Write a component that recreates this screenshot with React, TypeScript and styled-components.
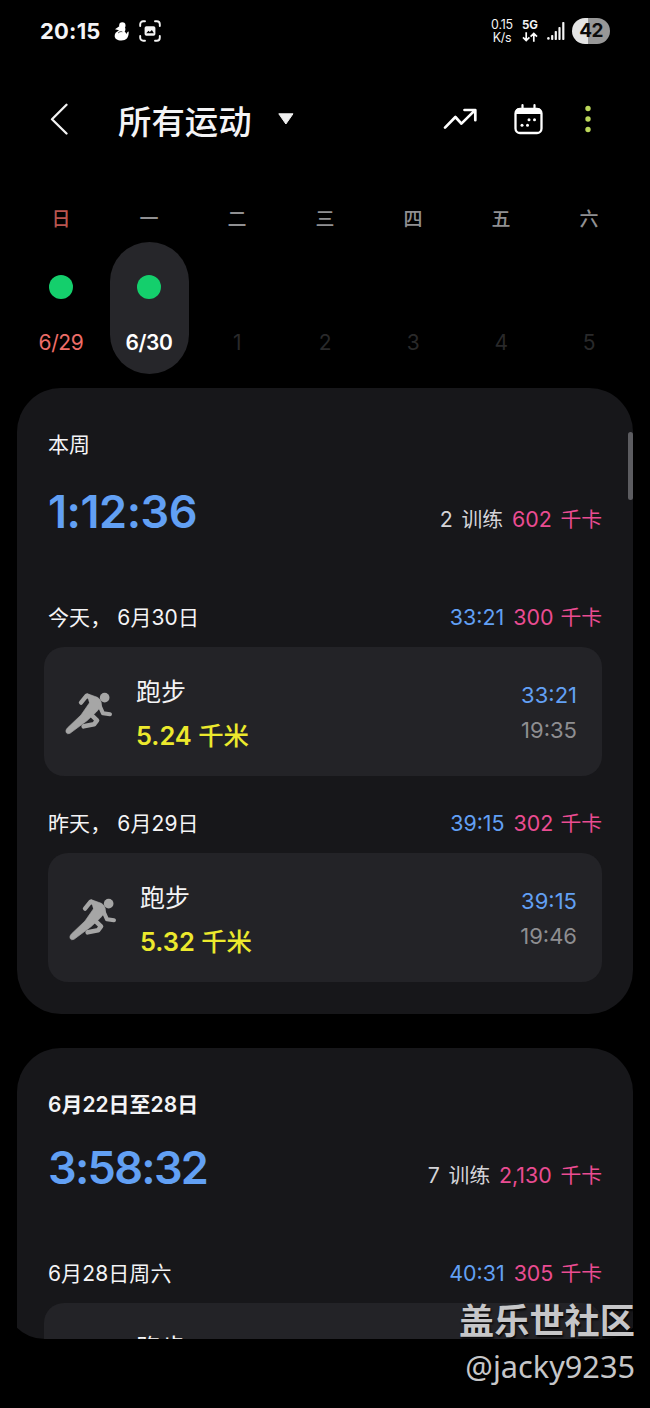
import React from "react";
import styled, { createGlobalStyle } from "styled-components";

const sans = `Inter, "Noto Sans CJK SC", sans-serif`;
const blue = "#62a0f4";
const pink = "#ea4c92";

const GlobalStyle = createGlobalStyle`
  * { box-sizing: border-box; }
  html, body { margin: 0; padding: 0; background: #000; }
  body { font-family: ${sans}; color: #f4f4f6; overflow: hidden; }
`;

const Screen = styled.main`
  position: relative;
  width: 650px;
  height: 1408px;
  overflow: hidden;
  background: #000;
`;

const StatusBar = styled.div`
  display: flex;
  align-items: center;
  height: 62px;
  padding: 0 40px;
`;

const Clock = styled.span`
  width: 74px;
  font-size: 22px;
  font-weight: 700;
  line-height: 30px;
  letter-spacing: 0.2px;
`;

const StatusIcons = styled.div`
  display: flex;
  align-items: center;
  gap: 10px;
  svg { display: block; }
`;

const StatusRight = styled.div`
  display: flex;
  align-items: center;
  margin-left: auto;
`;

const NetSpeed = styled.div`
  width: 24px;
  margin-right: 8px;
  font-size: 12.4px;
  line-height: 13.5px;
  text-align: center;
  letter-spacing: -0.2px;
  white-space: nowrap;
`;

const Network = styled.div`
  width: 16px;
  margin-right: 9px;
  font-size: 11.5px;
  font-weight: 700;
  line-height: 11px;
  text-align: center;
  svg { display: block; margin: 1px auto 0; }
`;

const Battery = styled.div`
  width: 38px;
  height: 26px;
  margin-left: 7px;
  border-radius: 13px;
  background: linear-gradient(90deg, #e4e4e4 42%, #979797 42%);
  color: #0b0b0b;
  font-size: 19px;
  font-weight: 700;
  line-height: 26px;
  text-align: center;
  letter-spacing: -0.6px;
`;

const Header = styled.header`
  display: flex;
  align-items: center;
  height: 118px;
  padding: 0 58px 4px 50px;
  svg { display: block; flex: none; }
`;

const Title = styled.h1`
  margin: 6px 26px 0 50px;
  font-size: 33.4px;
  font-weight: 500;
  line-height: 44px;
`;

const HeaderActions = styled.div`
  display: flex;
  align-items: center;
  gap: 37px;
  margin-left: auto;
  svg:last-child { margin-left: 4px; }
`;

const Week = styled.section`
  display: grid;
  grid-template-columns: repeat(7, 88px);
  height: 208px;
  padding: 25px 17px 0;
`;

const Day = styled.div`
  display: flex;
  flex-direction: column;
  align-items: center;
`;

const DayName = styled.span<{ $sunday?: boolean }>`
  height: 37px;
  font-size: 19px;
  font-weight: 500;
  line-height: 30px;
  color: ${(p) => (p.$sunday ? "#b9554f" : "#909092")};
`;

const DayPill = styled.div<{ $selected?: boolean }>`
  display: flex;
  flex-direction: column;
  align-items: center;
  justify-content: space-between;
  width: 79px;
  height: 132px;
  padding: 33px 0 16px;
  border-radius: 40px;
  background: ${(p) => (p.$selected ? "#26262a" : "transparent")};
`;

const Dot = styled.i<{ $on?: boolean }>`
  width: 24px;
  height: 24px;
  border-radius: 50%;
  background: ${(p) => (p.$on ? "#14cf6c" : "transparent")};
`;

const DayDate = styled.span<{ $tone: "sunday" | "selected" | "future" }>`
  font-size: 21px;
  line-height: 30px;
  letter-spacing: -0.4px;
  font-weight: ${(p) => (p.$tone === "selected" ? 600 : 400)};
  color: ${(p) =>
    p.$tone === "sunday" ? "#ee6d68" : p.$tone === "selected" ? "#fff" : "#29292a"};
`;

const List = styled.div`
  display: flex;
  flex-direction: column;
  gap: 34px;
  height: 951px;
  margin: 0 4px;
  padding: 0 13px;
  overflow: hidden;
  border-radius: 0 0 41px 41px;
`;

const Card = styled.section`
  flex: none;
  padding: 42px 31px 32px;
  border-radius: 44px;
  background: #17171a;
`;

const CardTitle = styled.h2<{ $strong?: boolean }>`
  margin: 0;
  font-size: 21px;
  line-height: 30px;
  font-weight: ${(p) => (p.$strong ? 600 : 400)};
`;

const SummaryRow = styled.div<{ $top: number }>`
  display: flex;
  justify-content: space-between;
  height: 60px;
  margin-top: ${(p) => p.$top}px;
`;

const Total = styled.strong<{ $tracking: number }>`
  font-size: 45px;
  font-weight: 600;
  line-height: 62px;
  letter-spacing: ${(p) => p.$tracking}px;
  color: ${blue};
`;

const SummaryText = styled.span`
  padding-top: 23px;
  font-size: 21.4px;
  line-height: 30px;
  word-spacing: 2.7px;
  color: #d4d4d8;
  white-space: pre;
`;

const DateRow = styled.div<{ $top: number }>`
  display: flex;
  justify-content: space-between;
  height: 30px;
  margin: ${(p) => p.$top}px 0 15px;
  font-size: 21px;
  line-height: 30px;
  white-space: pre;
`;

const DateLabel = styled.span`
  line-height: 31px;
  letter-spacing: 0.1px;
`;

const Stats = styled.span`
  font-size: 21.4px;
  word-spacing: 1px;
`;

const Tint = styled.span<{ $color: string }>`
  color: ${(p) => p.$color};
`;

const Duration = styled(Tint)`
  margin-right: 2px;
`;

const Unit = styled.span`
  font-size: 20.8px;
`;

const Workout = styled.article<{ $bleed?: boolean }>`
  display: flex;
  align-items: center;
  height: 129px;
  margin-left: ${(p) => (p.$bleed ? -4 : 0)}px;
  padding: 0 25px 0 21px;
  border-radius: 20px;
  background: #232327;
  svg { display: block; flex: none; margin-top: 4px; }
`;

const WorkoutInfo = styled.div`
  margin-left: 23px;
  padding-top: 2px;
`;

const WorkoutName = styled.div`
  font-size: 25px;
  line-height: 45px;
`;

const Distance = styled.div`
  font-size: 25.4px;
  font-weight: 600;
  line-height: 41px;
  color: #ece92d;
  white-space: pre;
`;

const DistanceUnit = styled.span`
  font-weight: 500;
`;

const WorkoutTimes = styled.div`
  margin-left: auto;
  padding-top: 2px;
  font-size: 22px;
  line-height: 35px;
  text-align: right;
  color: #8e8e91;
`;

const ScrollThumb = styled.div`
  position: absolute;
  top: 432px;
  right: 17px;
  width: 5px;
  height: 68px;
  border-radius: 3px;
  background: #5c5c60;
`;

const Watermark = styled.div`
  position: absolute;
  right: 15px;
  top: 1300px;
  color: #c6c6c8;
  text-align: right;
  text-shadow: 1px 2px 2px rgba(0, 0, 0, 0.8);
`;

const Community = styled.div`
  font-size: 35.2px;
  font-weight: 700;
  line-height: 42px;
`;

const Handle = styled.div`
  margin-top: 1px;
  font-family: "Noto Sans", sans-serif;
  font-size: 30.7px;
  line-height: 46px;
`;

const BirdIcon = () => (
  <svg width="15" height="19" viewBox="0 0 45 56" fill="#fff">
    <circle cx="25" cy="10" r="9.5" />
    <path d="M16 12 3 21l12 3-10 8C-3 45 6 55 22 55s23-10 22-27c-3 0-6 5-7 8-1-4-3-6-5-8 3-4 3-9 0-14z" />
    <path d="M12 33c3-4 9-6 13-4" stroke="#000" strokeWidth="2" fill="none" />
  </svg>
);

const CaptureIcon = () => (
  <svg width="22" height="22" viewBox="0 0 22 22" fill="none" stroke="#f4f4f4" strokeWidth="1.9" strokeLinecap="round">
    <path d="M1.2 6V4.2a3 3 0 0 1 3-3H6M16 1.2h1.8a3 3 0 0 1 3 3V6M20.8 16v1.8a3 3 0 0 1-3 3H16M6 20.8H4.2a3 3 0 0 1-3-3V16" />
    <rect x="5.6" y="6.2" width="10.8" height="9.6" rx="1.8" fill="#f4f4f4" stroke="none" />
    <path d="M7.2 13.2 9.5 10.8l1.3 1.1 2.1-1.9 2 3.2z" fill="#000" stroke="none" />
  </svg>
);

const DataArrows = () => (
  <svg width="16" height="10" viewBox="0 0 16 10" fill="none" stroke="#fff" strokeWidth="1.7">
    <path d="M4.2.3v8M1 5.3l3.2 3.3 3.2-3.3M11.8 9.7v-8M8.6 4.7l3.2-3.3L15 4.7" />
  </svg>
);

const SignalIcon = () => (
  <svg width="18" height="18" viewBox="0 0 18 18" fill="#f4f4f4">
    <circle cx="1.4" cy="16.4" r="1.3" />
    <rect x="4.1" y="13" width="2.2" height="5" rx=".8" />
    <rect x="7.7" y="9" width="2.2" height="9" rx=".8" />
    <rect x="11.4" y="5" width="2.2" height="13" rx=".8" />
    <rect x="15.2" y="0" width="2.2" height="18" rx=".8" />
  </svg>
);

const BackIcon = () => (
  <svg width="18" height="32" viewBox="0 0 18 32" fill="none" stroke="#f2f2f2" strokeWidth="2.3" strokeLinecap="round" strokeLinejoin="round">
    <path d="M16.5 1.8 2 16.3l14.5 14.2" />
  </svg>
);

const CaretIcon = () => (
  <svg width="16" height="12" viewBox="0 0 16 12" fill="#f0f0f0" stroke="#f0f0f0" strokeWidth="1" strokeLinejoin="round">
    <path d="M.8.8h14.2L7.9 11z" />
  </svg>
);

const TrendIcon = () => (
  <svg width="34" height="22" viewBox="0 0 34 22" fill="none" stroke="#fff" strokeWidth="2.7" strokeLinecap="round" strokeLinejoin="round">
    <path d="M2 19.6 12.4 9l6 6.6L31.8 2.4M21.5 2h10.8v10.2" />
  </svg>
);

const CalendarIcon = () => (
  <svg width="29" height="31" viewBox="0 0 29 31">
    <rect x="1.5" y="5" width="26" height="24" rx="4.5" fill="none" stroke="#fff" strokeWidth="2.3" />
    <path d="M1.5 10V8c0-2.5 1.5-4 4-4h18c2.5 0 4 1.5 4 4v2z" fill="#fff" />
    <path d="M8.5 1.2v4M20.5 1.2v4" stroke="#fff" strokeWidth="2.2" strokeLinecap="round" />
    <g fill="#fff">
      <circle cx="15" cy="15.8" r="1.5" />
      <circle cx="20.5" cy="15.8" r="1.5" />
      <circle cx="8" cy="21.2" r="1.5" />
      <circle cx="13.5" cy="21.2" r="1.5" />
    </g>
  </svg>
);

const MoreIcon = () => (
  <svg width="8" height="30" viewBox="0 0 8 30" fill="#bcd85a">
    <circle cx="4" cy="4.5" r="2.7" />
    <circle cx="4" cy="15" r="2.7" />
    <circle cx="4" cy="25.5" r="2.7" />
  </svg>
);

const RunnerIcon = () => (
  <svg width="48" height="43" viewBox="105 157 144 129" stroke="#a6a6a6" fill="none" strokeLinecap="round" strokeLinejoin="round">
    <circle cx="224" cy="174" r="14.5" fill="#a6a6a6" stroke="none" />
    <path d="M153 189 170 168 196 180" strokeWidth="13" />
    <path d="M207 194 219 221 240 224" strokeWidth="12" />
    <path d="M180 222 201 242 192 254 161 260" strokeWidth="14" />
    <path d="M172 162 202 173Q216 181 214 199L199 217 171 243 120 281Q112 285 108 278 106 271 112 265L153 226 178 190Z" fill="#a6a6a6" strokeWidth="2" />
  </svg>
);

interface WorkoutItemProps {
  distance: string;
  duration: string;
  time: string;
  bleed?: boolean;
}

const WorkoutItem = ({ distance, duration, time, bleed }: WorkoutItemProps) => (
  <Workout $bleed={bleed}>
    <RunnerIcon />
    <WorkoutInfo>
      <WorkoutName>跑步</WorkoutName>
      <Distance>
        {distance} <DistanceUnit>千米</DistanceUnit>
      </Distance>
    </WorkoutInfo>
    <WorkoutTimes>
      <Tint as="div" $color={blue}>{duration}</Tint>
      <div>{time}</div>
    </WorkoutTimes>
  </Workout>
);

const DayHeading = ({ label, duration, kcal, top }: { label: string; duration: string; kcal: string; top: number }) => (
  <DateRow $top={top}>
    <DateLabel>{label}</DateLabel>
    <Stats>
      <Duration $color={blue}>{duration}</Duration>{" "}
      <Tint $color={pink}>
        {kcal} <Unit>千卡</Unit>
      </Tint>
    </Stats>
  </DateRow>
);

interface SummaryProps {
  total: string;
  count: string;
  kcal: string;
  top: number;
  tracking: number;
}

const Summary = ({ total, count, kcal, top, tracking }: SummaryProps) => (
  <SummaryRow $top={top}>
    <Total $tracking={tracking}>{total}</Total>
    <SummaryText>
      {count} <Unit>训练</Unit> <Tint $color={pink}>{kcal} <Unit>千卡</Unit></Tint>
    </SummaryText>
  </SummaryRow>
);

const days = [
  { name: "日", date: "6/29", active: true, tone: "sunday" },
  { name: "一", date: "6/30", active: true, tone: "selected" },
  { name: "二", date: "1", active: false, tone: "future" },
  { name: "三", date: "2", active: false, tone: "future" },
  { name: "四", date: "3", active: false, tone: "future" },
  { name: "五", date: "4", active: false, tone: "future" },
  { name: "六", date: "5", active: false, tone: "future" },
] as const;

export default function App() {
  return (
    <Screen>
      <GlobalStyle />
      <StatusBar>
        <Clock>20:15</Clock>
        <StatusIcons>
          <BirdIcon />
          <CaptureIcon />
        </StatusIcons>
        <StatusRight>
          <NetSpeed>0.15<br />K/s</NetSpeed>
          <Network>5G<DataArrows /></Network>
          <SignalIcon />
          <Battery>42</Battery>
        </StatusRight>
      </StatusBar>
      <Header>
        <BackIcon />
        <Title>所有运动</Title>
        <CaretIcon />
        <HeaderActions>
          <TrendIcon />
          <CalendarIcon />
          <MoreIcon />
        </HeaderActions>
      </Header>
      <Week>
        {days.map((d) => (
          <Day key={d.name}>
            <DayName $sunday={d.tone === "sunday"}>{d.name}</DayName>
            <DayPill $selected={d.tone === "selected"}>
              <Dot $on={d.active} />
              <DayDate $tone={d.tone}>{d.date}</DayDate>
            </DayPill>
          </Day>
        ))}
      </Week>
      <List>
        <Card>
          <CardTitle>本周</CardTitle>
          <Summary total="1:12:36" count="2" kcal="602" top={21} tracking={-0.45} />
          <DayHeading label="今天， 6月30日" duration="33:21" kcal="300" top={61} />
          <WorkoutItem distance="5.24" duration="33:21" time="19:35" bleed />
          <DayHeading label="昨天， 6月29日" duration="39:15" kcal="302" top={32} />
          <WorkoutItem distance="5.32" duration="39:15" time="19:46" />
        </Card>
        <Card>
          <CardTitle $strong>6月22日至28日</CardTitle>
          <Summary total="3:58:32" count="7" kcal="2,130" top={17} tracking={-1.7} />
          <DayHeading label="6月28日周六" duration="40:31" kcal="305" top={61} />
          <WorkoutItem distance="5.10" duration="40:31" time="19:40" bleed />
        </Card>
      </List>
      <ScrollThumb />
      <Watermark>
        <Community>盖乐世社区</Community>
        <Handle>@jacky9235</Handle>
      </Watermark>
    </Screen>
  );
}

§ DIRECTIONS:
Reply with nothing but the number of lines that contain the word "components".

§ TASK OUTPUT:
2